Rajani Tewari, HR Director, Viking Ventures
In fact, the hybrid model requires immense contribution from the coders, developers and programmers to come up with the best, engaging technological minds that would solve the imminent and contingent problems easily. Companies, such as Ernst & Young Global are conducting Techathons and Hackathons to invite university students from all disciplines to participate in enabling the vaccination drive all over India, eliminating challenges that are posed by the demographics, geography and lack of infrastructure in India. Looking at the tremendous potential harnessed by the developer community of India, that comprises mostly students studying engineering and coding, Ernst & Young, plans to expand its network. Moves like these are implemented by organisations to unleash the creativity and innovation in people from all walks of life.
Are there relevant assessment tools to reach this stage?
“I personally prefer the psychometric tests like the SHL OPQ, which help predict talent potential and fit while identifying behavioural styles for engagement throughout the employee lifecycle. The employee lifecycle continues to evolve as business environments rapidly change, influencing the importance of talent performance to drive business results,” explains Narke.
Tewari, on the other hand, emphasises on the need for a test that focuses on the functional domain, more than a psychometric test. According to her, psychometric tests may not be effective for the likes of analytics candidates, who are bound to be judged as eccentric by the traditional methods.
She further adds that, it is important to understand that these assessment tools just provide us with the basic indicators required and are not necessarily the parameters for a particular job profile.
“No assessment tool is foolproof. It is bound to bounce off for some of them. While these tests bear results that are closest to the purpose or the specific need, we must not be absolutely dependent on these. Gut instinct has a bigger role to play always.”
Does this encourage internal movement of employees?
Yes, it does. However, the needs of an organisation may vary. Some of them may implement cross-functional training to enable teams to multitask, become leaders and resources at the same time, cutting down their direct investment on salaries. And some of them may look for a blend of talent pool, ideation and thought orientation.
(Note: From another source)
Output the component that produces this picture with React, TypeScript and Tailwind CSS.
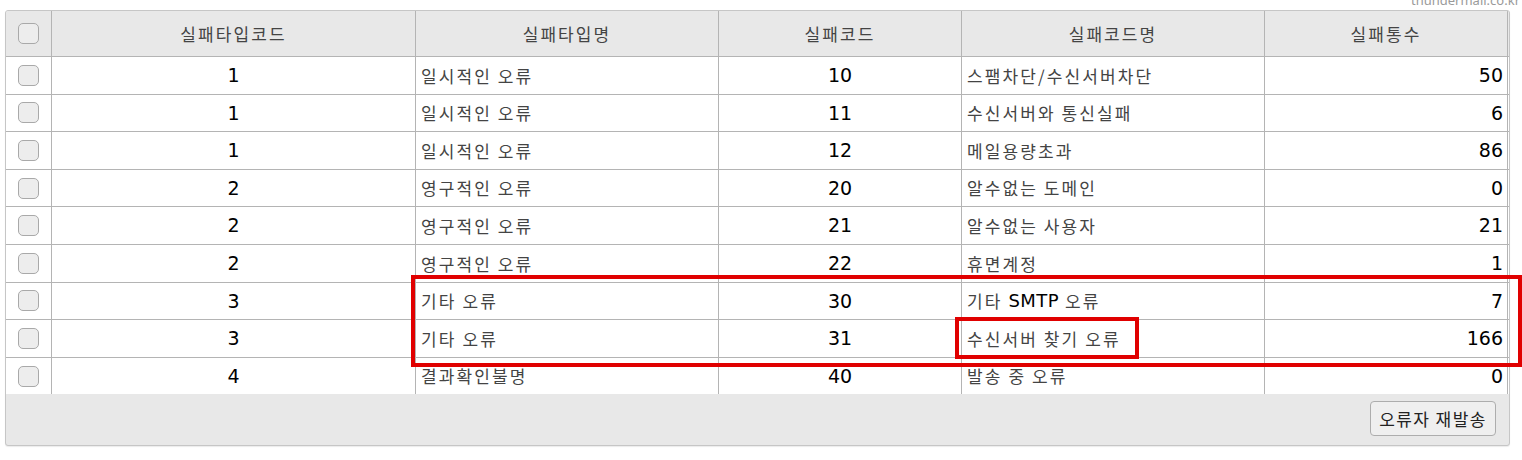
const rows = [
  { type: '1', typeName: '일시적인 오류', code: '10', codeName: '스팸차단/수신서버차단', count: '50' },
  { type: '1', typeName: '일시적인 오류', code: '11', codeName: '수신서버와 통신실패', count: '6' },
  { type: '1', typeName: '일시적인 오류', code: '12', codeName: '메일용량초과', count: '86' },
  { type: '2', typeName: '영구적인 오류', code: '20', codeName: '알수없는 도메인', count: '0' },
  { type: '2', typeName: '영구적인 오류', code: '21', codeName: '알수없는 사용자', count: '21' },
  { type: '2', typeName: '영구적인 오류', code: '22', codeName: '휴면계정', count: '1' },
  { type: '3', typeName: '기타 오류', code: '30', codeName: '기타 SMTP 오류', count: '7' },
  { type: '3', typeName: '기타 오류', code: '31', codeName: '수신서버 찾기 오류', count: '166' },
  { type: '4', typeName: '결과확인불명', code: '40', codeName: '발송 중 오류', count: '0' },
];

const grid = 'grid grid-cols-[46px_364px_303px_243px_303px_243px]';
const cell = 'flex items-center border-r border-[#b4b4b4]';
const kr = "font-['Noto_Sans_CJK_KR',sans-serif] text-[17px] tracking-[2.1px] text-[#444]";
const num = "font-['DejaVu_Sans','Noto_Sans_CJK_KR',sans-serif] text-[19px] text-black";

function Checkbox() {
  return <span className="block h-[21px] w-[21px] rounded-[5px] border border-[#a9a9a9] bg-[#ededed]" />;
}

export default function App() {
  return (
    <div className="relative h-[460px] w-[1522px] overflow-hidden bg-white">
      <div className="absolute right-[2px] top-[-9px] font-['Noto_Sans',sans-serif] text-[13px] text-[#9a9a9a]">
        thundermail.co.kr
      </div>

      <div className="ml-[5px] mt-[10px] flex h-[436px] w-[1505px] flex-col overflow-hidden rounded-[3px] border border-[#c6c6c6] bg-[#e8e8e8] shadow-[0_1px_1px_rgba(0,0,0,0.08)]">
        <div className={`${grid} h-[45px] bg-[#e8e8e8]`}>
          <div className={`${cell} justify-center`}>
            <Checkbox />
          </div>
          {['실패타입코드', '실패타입명', '실패코드', '실패코드명', '실패통수'].map((h) => (
            <div key={h} className={`${cell} justify-center ${kr}`}>
              {h}
            </div>
          ))}
        </div>

        {rows.map((r) => (
          <div key={r.code} className={`${grid} h-[37.6px] border-t border-[#b4b4b4] bg-white`}>
            <div className={`${cell} justify-center`}>
              <Checkbox />
            </div>
            <div className={`${cell} justify-center ${num}`}>{r.type}</div>
            <div className={`${cell} pl-[5px] ${kr}`}>{r.typeName}</div>
            <div className={`${cell} justify-center ${num}`}>{r.code}</div>
            <div className={`${cell} pl-[5px] ${kr}`}>
              {r.codeName.includes('SMTP') ? (
                <>
                  기타&nbsp;
                  <span className="font-['DejaVu_Sans',sans-serif] text-[18px] tracking-[0.5px] text-black">SMTP</span>
                  &nbsp;오류
                </>
              ) : (
                r.codeName
              )}
            </div>
            <div className={`${cell} justify-end pr-[4px] ${num}`}>{r.count}</div>
          </div>
        ))}

        <div className="flex flex-1 items-start justify-end pr-[13px] pt-[7px]">
          <button className="h-[35px] w-[126px] rounded-[4px] border border-[#adadad] bg-[#efefef] font-['Noto_Sans_CJK_KR',sans-serif] text-[17px] tracking-[1.4px] text-[#222]">
            오류자 재발송
          </button>
        </div>
      </div>

      <div className="pointer-events-none absolute left-[411px] top-[275px] h-[92px] w-[1111px] border-[4px] border-[#e00000]" />
      <div className="pointer-events-none absolute left-[955px] top-[317px] h-[42px] w-[184px] border-[4px] border-[#e00000]" />
    </div>
  );
}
“This is my personal opinion that one must always look for a blend of work attitudes and thinking processes. The more diverse the work culture is, more are the chances of innovation through new, rainbow-like synergies,” points out Tewari.
Tenured employees, on the other hand, are accustomed to the workplace. The managers are familiar with their pace and work-attitudes. “Trust is important and an experienced tenured employee is always better for positions where the skills demand a high degree of trust and understanding of work procedures. Training the tenured candidates proves to be less costly than hiring processes too. However, for an active growth of the organisation, freshness is always sought after. After all, while productivity matters, revolutionising strategies change the game,” enunciates Narke.